In George Orwell's 1984 it was important for the three warring totalitarian nations to constantly rewrite history. They never wanted the citizenry to believe the state could make, or would make any kind of mistake. This, it was believed, was a crucial element of subjugating the masses and maintaining everyone's loyalty. The state is all-knowing, all-wise, and all-powerful.
Therefore, as an example, when one nation would switch sides and become an ally of a former enemy against its former ally, the "Minister of Truth" would re-publish the official history books. They would then read that "Eurasia has always been at war with Oceania," even if they had been allies only a week before. This is a hallmark of totalitarian dedication to the deity of the state, and its all-encompassing infallibility.

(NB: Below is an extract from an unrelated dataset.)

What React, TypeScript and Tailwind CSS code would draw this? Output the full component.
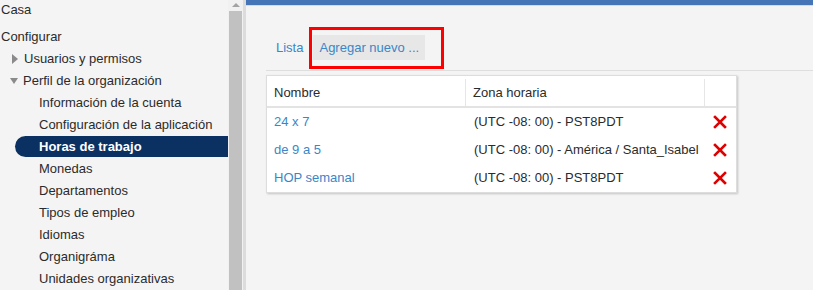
const font = { fontFamily: '"Liberation Sans", Arial, sans-serif' }

const subItems = [
  "Información de la cuenta",
  "Configuración de la aplicación",
  "Horas de trabajo",
  "Monedas",
  "Departamentos",
  "Tipos de empleo",
  "Idiomas",
  "Organigráma",
  "Unidades organizativas",
]

const rows = [
  { name: "24 x 7", zone: "(UTC -08: 00) - PST8PDT" },
  { name: "de 9 a 5", zone: "(UTC -08: 00) - América / Santa_Isabel" },
  { name: "HOP semanal", zone: "(UTC -08: 00) - PST8PDT" },
]

function DeleteIcon() {
  return (
    <svg width="14" height="14" viewBox="0 0 14 14">
      <path d="M2 2 L12 12 M12 2 L2 12" stroke="#e00000" strokeWidth="2.6" strokeLinecap="square" />
    </svg>
  )
}

function Sidebar() {
  return (
    <div className="w-[228px] shrink-0 bg-[#f4f4f4] text-[13px] text-[#2b2b2b]">
      <div className="flex h-[20px] items-center pl-[1px]">Casa</div>
      <div className="mt-[5px] flex h-[23px] items-center pl-[1px]">Configurar</div>
      <div className="flex h-[22px] items-center">
        <span className="ml-[12px] mr-[6px] inline-block h-0 w-0 border-y-[5px] border-l-[6px] border-y-transparent border-l-[#8a8a8a]" />
        Usuarios y permisos
      </div>
      <div className="flex h-[22px] items-center">
        <span className="ml-[10px] mr-[5px] inline-block h-0 w-0 border-x-[4.5px] border-t-[6px] border-x-transparent border-t-[#8a8a8a]" />
        Perfil de la organización
      </div>
      {subItems.map((item) =>
        item === "Horas de trabajo" ? (
          <div key={item} className="flex h-[22px] items-start">
            <div className="ml-[15px] flex h-[21px] flex-1 items-center rounded-l-full bg-[#0b3163] pl-[24px] font-bold text-white">
              {item}
            </div>
          </div>
        ) : (
          <div key={item} className="flex h-[22px] items-center pl-[39px]">
            {item}
          </div>
        )
      )}
    </div>
  )
}

function Scrollbar() {
  return (
    <div className="flex w-[15px] shrink-0 flex-col items-center bg-[#f1f1f1]">
      <span className="mt-[3px] inline-block h-0 w-0 border-x-[4px] border-b-[4px] border-x-transparent border-b-[#a3a3a3]" />
      <div className="mt-[4px] w-[13px] flex-1 bg-[#c1c1c1]" />
    </div>
  )
}

export default function App() {
  return (
    <div className="flex h-[290px] w-[813px] overflow-hidden bg-[#f4f4f4]" style={font}>
      <Sidebar />
      <Scrollbar />
      <div className="w-[3px] shrink-0 bg-[#dcdcdc]" />
      <main className="flex-1">
        <div className="h-[5px] bg-[#4675b7]" />
        <div className="h-[1px] bg-[#d5dbe4]" />
        <div className="ml-[20px] mt-[29px] flex items-center border-b border-[#dedede] pb-[10px] text-[13px]">
          <span className="px-[10px] text-[#3a86c8]">Lista</span>
          <div className="relative">
            <span className="flex h-[25px] items-center bg-[#e7e7e7] px-[6px] text-[#3a86c8]">Agregar nuevo ...</span>
            <div className="pointer-events-none absolute -bottom-[9px] -left-[4px] -right-[19px] -top-[8px] border-[3px] border-[#ff0000]" />
          </div>
        </div>
        <div className="ml-[20px] mt-[4px] w-[471px] border border-[#dddddd] bg-white text-[13px] text-[#2b2b2b] shadow-[1px_1px_2px_rgba(0,0,0,0.2)]">
          <div className="flex h-[32px] border-b-2 border-[#e3e3e3] pt-[3px]">
            <div className="flex w-[199px] items-center border-r border-[#e6e6e6] pl-[7px]">Nombre</div>
            <div className="flex w-[239px] items-center border-r border-[#e6e6e6] pl-[7px]">Zona horaria</div>
            <div className="flex-1" />
          </div>
          {rows.map((r) => (
            <div key={r.name} className="flex h-[28px] items-center">
              <div className="w-[199px] pl-[7px] text-[#3a86c8]">{r.name}</div>
              <div className="w-[239px] pl-[8px]">{r.zone}</div>
              <div className="flex flex-1 pl-[8px]">
                <DeleteIcon />
              </div>
            </div>
          ))}
        </div>
      </main>
    </div>
  )
}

Why can't Al Gore be like other human beings and simply change his mind? Why in his campaign against Bill Bradley did he choose to say that he has always supported abortion rights? Why does he make similar statements on his inconsistencies on his Social Security positions? On tobacco? Why say the things he says about having always done such and such, when there are print (and sometimes film) records which show him to be lying?
In the words of the famous Saturday Night Live "lawyer," Nathan Thurm, "is it me, or is it him?" It's him, isn't it?